The Rhode Island School of Design grad from Massachusetts seems to have taken newspaper or magazine images from the Vietnam War and blown them up — that act itself perhaps an intentional metaphor. The dot gain from the halftones is evident in the old photos. (Ancient technology, kids.) The dominant color is green, given the terrain of that Southeast Asian country. But, while the images are intentionally distorted, Cawley has also manipulated the focus; large swaths of the figurative scenes are blurred, in the way that rain on a windshield puddles the view. Scale here, too, is indiscernible: Are those toy soldiers or real ones? What’s actually going on here?
Whatever the personal significance to Cawley of the images or her process, the viewer is left to contemplate the seemingly endless story of humans killing humans — or, perhaps, the ironic fullness of life that the verdant green implies.
Sharing the east gallery with Cawley is new-media artist Christopher Page (Yale University School of Art) of London, whose minimalist, exacting constructions of rigid foam and off-white latex vaguely suggest functionality: The wall-hung “Protein” almost looks like a giant light switch; “Therapy” is almost a chair, albeit a tricky one to negotiate. There’s a hint of both pop-art humor and sci-fi sterility in these bold structures, but in the end they are about nothing. And, as with “Seinfield,” therein lies the intrigue.
Joo Lee Kang (School of the Museum of Fine Arts), paired with Watermeyer in the west gallery, is decidedly consumed by something: mutation. The Boston-based artist’s black-on-white works are presented as wallpaper-like scrolls, framed drawings and an 18-foot-long, wall-hung installation called “Chaos.”
Kang’s wallpaper seems like updated toile, but on closer inspection its “cute” creatures — ducklings, small snakes, frogs — clearly have two heads, three legs or other deformities. Her competent drawings are rendered with ample cross-hatching, but there’s nothing comic about the results. The mutated critters populate the hundreds of photocopied pages of “Chaos,” which forms an organic, undulating swoosh and illustrates Kang’s disturbing point. “It’s about out-of-control repetition, like cancer,” observes Suter.

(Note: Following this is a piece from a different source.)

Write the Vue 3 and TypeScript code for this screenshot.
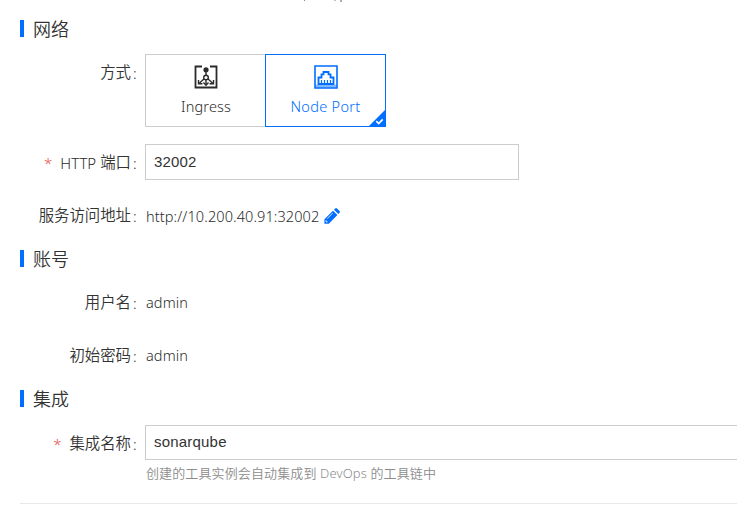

The middle gallery room of Helen Day is filled with the whimsically obsessive, monochromatic installations of Melanie Perreault (Concordia University); an “Employee of the Month” conceptual installation by John C. Gonzalez (School of the Museum of Fine Arts) that riffs on the systems of commerce; and striking paintings by Francisco Moreno (RISD) that present iconic American images — the bald eagle, Lady Liberty, Captain America — in severe black, gray and white. Moreno’s broad-brush strokes of white across his images are deliberate and artful — obscuring rather than defacing, suggests Suter — and add a design element that turns visions of dominance into abstractions.
Each of the artists in “Best,” in his or her own way, subverts the obvious and rewards the curious.
“Best of the North East Masters of Fine Arts,” Helen Day Art Center, Stowe. Through September 5.